● **Brief**: Compile every line that includes the word "React".

## BEGIN Stored data

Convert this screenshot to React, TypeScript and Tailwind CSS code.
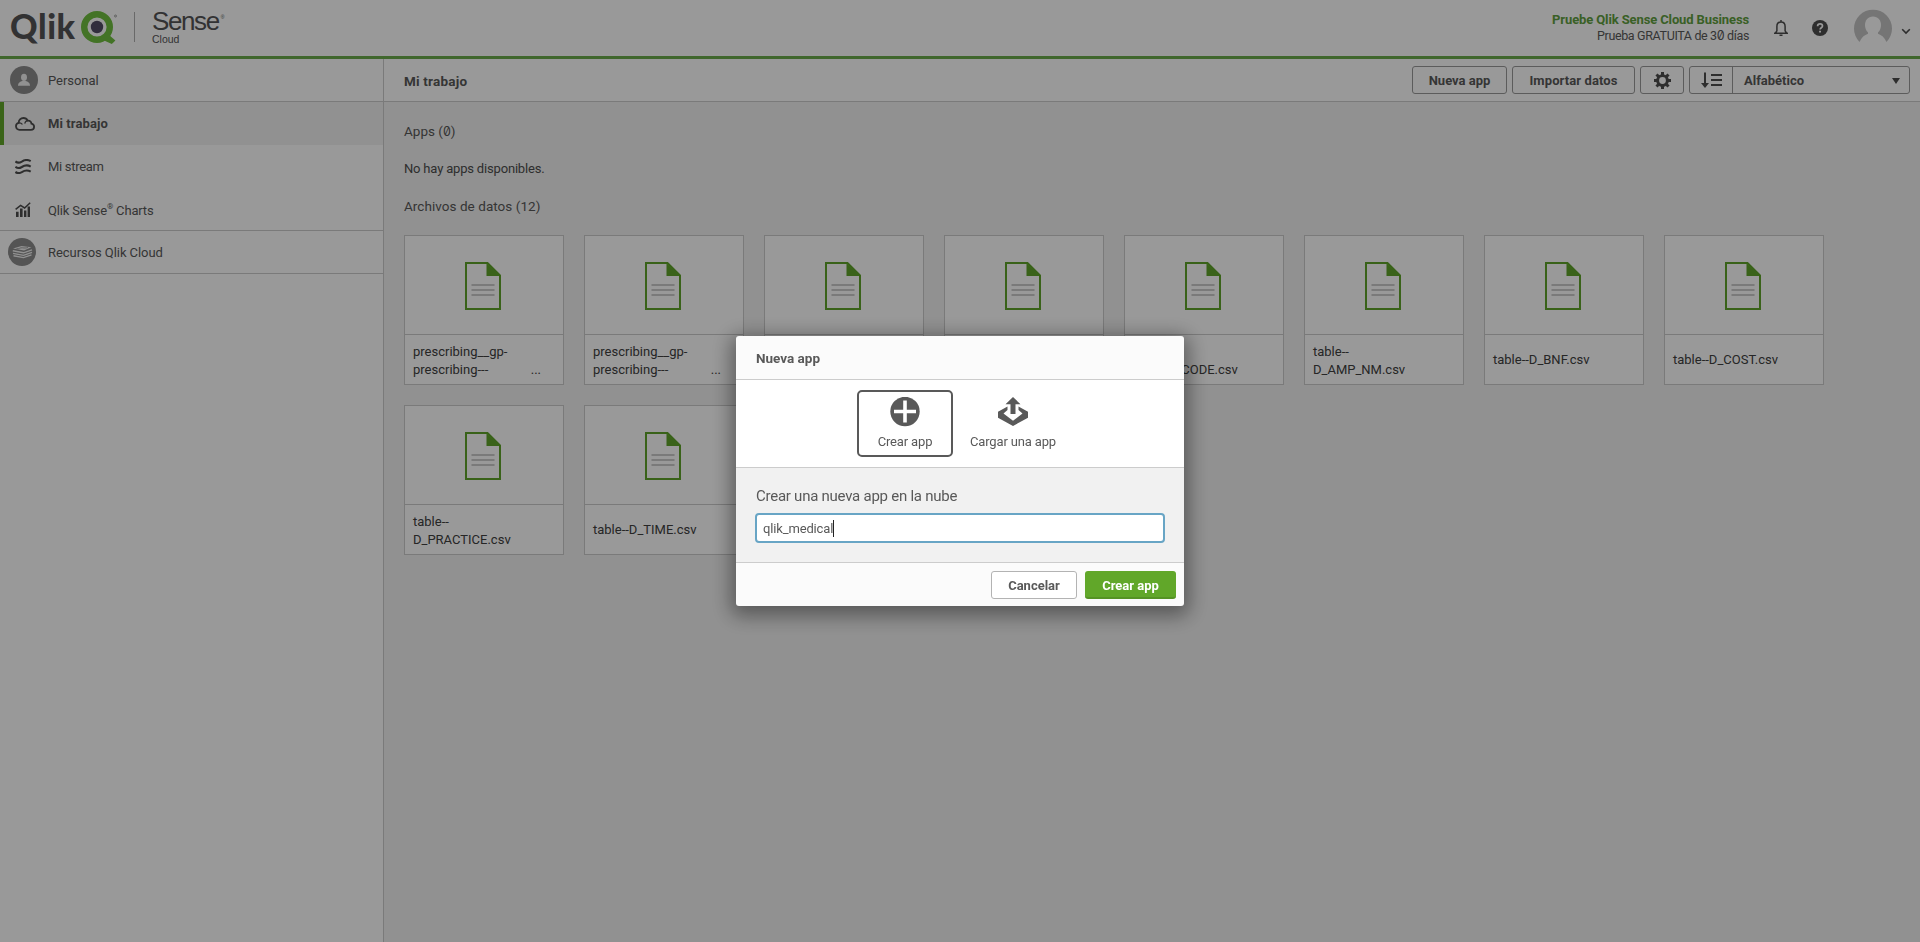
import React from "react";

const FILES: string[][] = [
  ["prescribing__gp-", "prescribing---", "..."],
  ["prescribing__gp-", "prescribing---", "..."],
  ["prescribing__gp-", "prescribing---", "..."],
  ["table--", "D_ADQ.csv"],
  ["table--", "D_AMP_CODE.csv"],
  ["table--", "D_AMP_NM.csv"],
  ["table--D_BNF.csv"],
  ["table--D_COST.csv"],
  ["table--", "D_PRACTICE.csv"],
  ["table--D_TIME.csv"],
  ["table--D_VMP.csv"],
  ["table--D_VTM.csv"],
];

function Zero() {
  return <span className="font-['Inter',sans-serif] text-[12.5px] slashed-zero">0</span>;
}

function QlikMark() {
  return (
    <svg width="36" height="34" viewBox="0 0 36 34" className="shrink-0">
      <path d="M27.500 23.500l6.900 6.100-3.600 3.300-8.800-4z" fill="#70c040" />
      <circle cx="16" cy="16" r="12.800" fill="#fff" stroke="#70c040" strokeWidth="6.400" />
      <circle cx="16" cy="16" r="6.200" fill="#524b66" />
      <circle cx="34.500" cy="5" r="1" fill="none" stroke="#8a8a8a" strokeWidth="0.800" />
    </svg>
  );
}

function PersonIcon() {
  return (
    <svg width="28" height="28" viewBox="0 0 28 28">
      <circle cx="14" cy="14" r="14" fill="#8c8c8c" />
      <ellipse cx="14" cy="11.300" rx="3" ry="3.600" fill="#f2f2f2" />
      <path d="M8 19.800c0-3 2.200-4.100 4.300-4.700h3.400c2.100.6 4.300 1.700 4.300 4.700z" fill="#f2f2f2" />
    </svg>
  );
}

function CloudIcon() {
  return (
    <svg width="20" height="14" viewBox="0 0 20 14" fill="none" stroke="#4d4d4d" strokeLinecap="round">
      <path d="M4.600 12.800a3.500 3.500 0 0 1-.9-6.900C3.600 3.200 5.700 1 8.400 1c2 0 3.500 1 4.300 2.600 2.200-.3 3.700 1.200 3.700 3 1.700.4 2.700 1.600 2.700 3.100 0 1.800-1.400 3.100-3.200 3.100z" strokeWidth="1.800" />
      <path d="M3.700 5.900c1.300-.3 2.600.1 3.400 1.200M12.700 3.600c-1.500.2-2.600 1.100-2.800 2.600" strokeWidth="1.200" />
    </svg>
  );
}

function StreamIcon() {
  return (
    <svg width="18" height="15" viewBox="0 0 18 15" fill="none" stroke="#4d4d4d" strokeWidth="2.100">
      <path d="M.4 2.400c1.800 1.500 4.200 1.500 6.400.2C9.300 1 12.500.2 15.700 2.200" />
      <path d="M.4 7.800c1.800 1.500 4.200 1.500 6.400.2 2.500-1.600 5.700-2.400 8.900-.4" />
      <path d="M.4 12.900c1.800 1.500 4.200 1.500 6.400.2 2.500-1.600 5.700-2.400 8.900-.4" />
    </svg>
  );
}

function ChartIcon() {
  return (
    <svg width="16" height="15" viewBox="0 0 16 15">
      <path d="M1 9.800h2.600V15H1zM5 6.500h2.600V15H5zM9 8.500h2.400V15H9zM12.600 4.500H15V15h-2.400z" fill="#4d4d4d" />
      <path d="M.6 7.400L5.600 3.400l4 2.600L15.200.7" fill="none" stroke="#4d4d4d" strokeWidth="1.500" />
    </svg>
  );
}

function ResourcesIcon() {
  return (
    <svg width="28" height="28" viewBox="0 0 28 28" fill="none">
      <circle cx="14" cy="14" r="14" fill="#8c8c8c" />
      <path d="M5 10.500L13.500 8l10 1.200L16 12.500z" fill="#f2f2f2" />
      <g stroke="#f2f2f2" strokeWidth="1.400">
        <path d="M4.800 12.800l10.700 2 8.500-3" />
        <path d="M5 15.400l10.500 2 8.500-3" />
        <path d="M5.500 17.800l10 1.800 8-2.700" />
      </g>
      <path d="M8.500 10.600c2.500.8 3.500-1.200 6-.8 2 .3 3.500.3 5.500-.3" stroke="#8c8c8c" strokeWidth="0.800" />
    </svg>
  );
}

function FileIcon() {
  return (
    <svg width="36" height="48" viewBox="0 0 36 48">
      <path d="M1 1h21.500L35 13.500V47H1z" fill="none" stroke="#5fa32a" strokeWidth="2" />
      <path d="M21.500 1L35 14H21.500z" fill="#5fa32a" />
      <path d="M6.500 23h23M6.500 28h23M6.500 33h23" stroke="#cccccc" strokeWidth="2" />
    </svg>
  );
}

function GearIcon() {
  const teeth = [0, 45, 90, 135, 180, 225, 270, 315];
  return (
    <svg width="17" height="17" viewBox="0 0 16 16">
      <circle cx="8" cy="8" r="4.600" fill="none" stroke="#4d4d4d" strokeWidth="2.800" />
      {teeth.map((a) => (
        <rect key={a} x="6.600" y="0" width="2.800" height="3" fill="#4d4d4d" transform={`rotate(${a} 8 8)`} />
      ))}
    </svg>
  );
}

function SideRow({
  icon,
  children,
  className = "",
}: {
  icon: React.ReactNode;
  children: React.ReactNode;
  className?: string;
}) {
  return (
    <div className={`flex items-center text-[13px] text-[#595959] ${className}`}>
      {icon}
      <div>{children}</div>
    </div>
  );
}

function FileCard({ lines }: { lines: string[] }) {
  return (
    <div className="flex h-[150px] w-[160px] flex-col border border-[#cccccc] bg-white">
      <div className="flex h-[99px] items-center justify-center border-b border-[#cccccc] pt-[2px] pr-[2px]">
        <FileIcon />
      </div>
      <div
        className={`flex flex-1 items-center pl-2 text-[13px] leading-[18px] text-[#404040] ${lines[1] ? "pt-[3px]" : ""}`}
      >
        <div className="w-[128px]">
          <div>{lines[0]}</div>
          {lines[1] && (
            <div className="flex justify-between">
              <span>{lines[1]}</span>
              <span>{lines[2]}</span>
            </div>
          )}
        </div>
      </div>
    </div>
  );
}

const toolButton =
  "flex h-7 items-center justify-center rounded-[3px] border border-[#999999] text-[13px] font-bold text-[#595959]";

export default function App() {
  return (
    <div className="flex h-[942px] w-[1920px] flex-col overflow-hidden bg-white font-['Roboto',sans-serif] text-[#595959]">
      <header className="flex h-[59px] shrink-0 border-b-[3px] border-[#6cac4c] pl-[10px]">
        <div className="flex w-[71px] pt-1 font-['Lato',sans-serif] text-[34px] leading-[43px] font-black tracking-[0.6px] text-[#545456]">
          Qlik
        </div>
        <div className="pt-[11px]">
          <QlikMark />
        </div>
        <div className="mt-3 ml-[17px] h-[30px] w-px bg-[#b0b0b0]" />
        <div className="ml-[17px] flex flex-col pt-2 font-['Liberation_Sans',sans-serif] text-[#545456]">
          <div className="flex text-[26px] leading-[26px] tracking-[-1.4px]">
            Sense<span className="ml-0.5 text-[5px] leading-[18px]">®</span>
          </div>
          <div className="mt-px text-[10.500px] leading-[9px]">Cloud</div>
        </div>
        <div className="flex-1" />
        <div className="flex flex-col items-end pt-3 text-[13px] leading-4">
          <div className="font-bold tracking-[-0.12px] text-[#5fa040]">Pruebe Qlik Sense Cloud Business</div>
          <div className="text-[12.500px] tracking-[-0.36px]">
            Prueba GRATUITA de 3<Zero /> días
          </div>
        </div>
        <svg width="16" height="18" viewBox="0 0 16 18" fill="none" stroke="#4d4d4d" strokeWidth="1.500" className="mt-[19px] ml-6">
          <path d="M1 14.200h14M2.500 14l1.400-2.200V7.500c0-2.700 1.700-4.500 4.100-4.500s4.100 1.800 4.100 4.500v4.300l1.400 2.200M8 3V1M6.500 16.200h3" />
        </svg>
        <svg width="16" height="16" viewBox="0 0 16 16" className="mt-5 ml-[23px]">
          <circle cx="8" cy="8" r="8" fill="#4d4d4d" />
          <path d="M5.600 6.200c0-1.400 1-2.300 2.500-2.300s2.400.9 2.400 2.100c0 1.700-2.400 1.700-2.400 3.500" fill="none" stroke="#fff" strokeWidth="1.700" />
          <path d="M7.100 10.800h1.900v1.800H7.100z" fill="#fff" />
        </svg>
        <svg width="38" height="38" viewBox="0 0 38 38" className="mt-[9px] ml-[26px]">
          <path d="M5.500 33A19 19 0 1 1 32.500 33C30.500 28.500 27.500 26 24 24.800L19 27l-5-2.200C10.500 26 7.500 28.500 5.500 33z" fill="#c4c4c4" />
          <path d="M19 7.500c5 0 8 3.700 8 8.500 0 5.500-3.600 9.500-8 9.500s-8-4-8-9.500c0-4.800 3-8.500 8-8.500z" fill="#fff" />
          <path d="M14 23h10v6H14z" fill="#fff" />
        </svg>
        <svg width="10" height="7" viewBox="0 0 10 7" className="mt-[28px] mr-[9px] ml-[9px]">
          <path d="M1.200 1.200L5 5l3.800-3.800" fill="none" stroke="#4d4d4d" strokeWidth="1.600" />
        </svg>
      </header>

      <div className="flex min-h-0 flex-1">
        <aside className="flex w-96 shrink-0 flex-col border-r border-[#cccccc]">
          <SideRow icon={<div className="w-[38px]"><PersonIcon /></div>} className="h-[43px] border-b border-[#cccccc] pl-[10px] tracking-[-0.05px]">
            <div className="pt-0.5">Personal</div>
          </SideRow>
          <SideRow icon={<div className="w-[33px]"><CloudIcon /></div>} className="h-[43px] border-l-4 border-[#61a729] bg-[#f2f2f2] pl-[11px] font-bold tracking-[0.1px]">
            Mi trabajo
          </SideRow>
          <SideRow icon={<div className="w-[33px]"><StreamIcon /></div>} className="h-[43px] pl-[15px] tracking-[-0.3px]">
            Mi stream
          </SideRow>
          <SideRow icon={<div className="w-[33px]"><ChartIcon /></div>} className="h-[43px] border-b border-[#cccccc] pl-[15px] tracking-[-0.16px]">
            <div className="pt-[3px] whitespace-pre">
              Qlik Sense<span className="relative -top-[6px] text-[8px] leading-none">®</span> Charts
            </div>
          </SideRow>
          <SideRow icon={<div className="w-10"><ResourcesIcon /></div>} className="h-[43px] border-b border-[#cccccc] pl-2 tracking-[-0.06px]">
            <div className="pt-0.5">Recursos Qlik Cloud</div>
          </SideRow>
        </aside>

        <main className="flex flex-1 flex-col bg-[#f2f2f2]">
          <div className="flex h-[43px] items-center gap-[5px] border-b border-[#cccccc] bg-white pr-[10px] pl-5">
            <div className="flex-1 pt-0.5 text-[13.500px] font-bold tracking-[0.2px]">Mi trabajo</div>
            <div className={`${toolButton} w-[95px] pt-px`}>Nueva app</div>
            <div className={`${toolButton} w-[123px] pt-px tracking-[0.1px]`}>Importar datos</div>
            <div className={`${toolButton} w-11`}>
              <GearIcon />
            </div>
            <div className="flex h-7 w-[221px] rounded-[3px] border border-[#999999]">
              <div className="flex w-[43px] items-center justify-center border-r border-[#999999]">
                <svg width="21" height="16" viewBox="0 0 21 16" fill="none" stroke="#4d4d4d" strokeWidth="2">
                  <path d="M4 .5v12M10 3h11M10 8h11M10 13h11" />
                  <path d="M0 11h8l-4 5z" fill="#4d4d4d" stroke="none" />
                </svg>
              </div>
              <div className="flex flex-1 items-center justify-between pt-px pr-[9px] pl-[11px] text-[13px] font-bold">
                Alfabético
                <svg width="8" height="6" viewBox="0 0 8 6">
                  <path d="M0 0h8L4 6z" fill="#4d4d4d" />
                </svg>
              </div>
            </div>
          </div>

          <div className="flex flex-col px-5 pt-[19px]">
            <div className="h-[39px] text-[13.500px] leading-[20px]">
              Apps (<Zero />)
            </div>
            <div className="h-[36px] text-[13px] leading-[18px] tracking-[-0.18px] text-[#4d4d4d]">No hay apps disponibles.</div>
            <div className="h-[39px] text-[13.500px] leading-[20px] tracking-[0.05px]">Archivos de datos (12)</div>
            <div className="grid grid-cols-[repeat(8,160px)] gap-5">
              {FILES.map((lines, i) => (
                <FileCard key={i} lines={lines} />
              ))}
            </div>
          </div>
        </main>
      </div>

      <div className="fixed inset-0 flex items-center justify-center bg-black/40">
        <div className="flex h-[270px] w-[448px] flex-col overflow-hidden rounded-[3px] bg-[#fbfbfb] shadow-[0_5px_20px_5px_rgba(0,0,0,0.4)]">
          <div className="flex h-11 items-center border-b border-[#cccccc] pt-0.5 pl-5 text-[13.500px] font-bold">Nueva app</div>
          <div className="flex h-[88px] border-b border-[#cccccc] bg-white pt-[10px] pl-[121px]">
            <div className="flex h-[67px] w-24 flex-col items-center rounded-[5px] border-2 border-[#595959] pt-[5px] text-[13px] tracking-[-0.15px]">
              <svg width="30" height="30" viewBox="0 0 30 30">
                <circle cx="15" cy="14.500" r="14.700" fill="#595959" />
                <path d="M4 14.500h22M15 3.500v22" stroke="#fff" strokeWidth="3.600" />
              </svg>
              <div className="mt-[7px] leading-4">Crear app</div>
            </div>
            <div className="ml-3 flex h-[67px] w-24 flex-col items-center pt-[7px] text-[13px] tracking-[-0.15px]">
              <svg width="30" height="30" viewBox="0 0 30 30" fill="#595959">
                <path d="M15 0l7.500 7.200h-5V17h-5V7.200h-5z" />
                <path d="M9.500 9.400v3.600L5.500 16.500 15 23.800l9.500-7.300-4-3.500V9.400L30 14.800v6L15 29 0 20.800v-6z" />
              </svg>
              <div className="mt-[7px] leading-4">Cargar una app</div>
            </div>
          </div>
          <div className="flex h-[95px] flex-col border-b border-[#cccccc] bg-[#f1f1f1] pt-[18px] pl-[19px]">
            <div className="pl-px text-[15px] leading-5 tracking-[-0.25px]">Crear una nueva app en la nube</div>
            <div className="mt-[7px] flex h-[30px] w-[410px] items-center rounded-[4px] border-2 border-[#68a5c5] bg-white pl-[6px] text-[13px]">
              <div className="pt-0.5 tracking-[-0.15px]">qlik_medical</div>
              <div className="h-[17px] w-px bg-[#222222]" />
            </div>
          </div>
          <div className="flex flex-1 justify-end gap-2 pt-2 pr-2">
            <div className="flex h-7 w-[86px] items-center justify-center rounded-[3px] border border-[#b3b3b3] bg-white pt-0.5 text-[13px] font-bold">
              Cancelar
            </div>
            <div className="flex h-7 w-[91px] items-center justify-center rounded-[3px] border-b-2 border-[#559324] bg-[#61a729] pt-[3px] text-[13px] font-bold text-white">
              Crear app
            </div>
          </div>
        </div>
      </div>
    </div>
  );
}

## END Stored data

● **Reply to the exercise**:
Convert this screenshot to React, TypeScript and Tailwind CSS code.
import React from "react";
  icon: React.ReactNode;
  children: React.ReactNode;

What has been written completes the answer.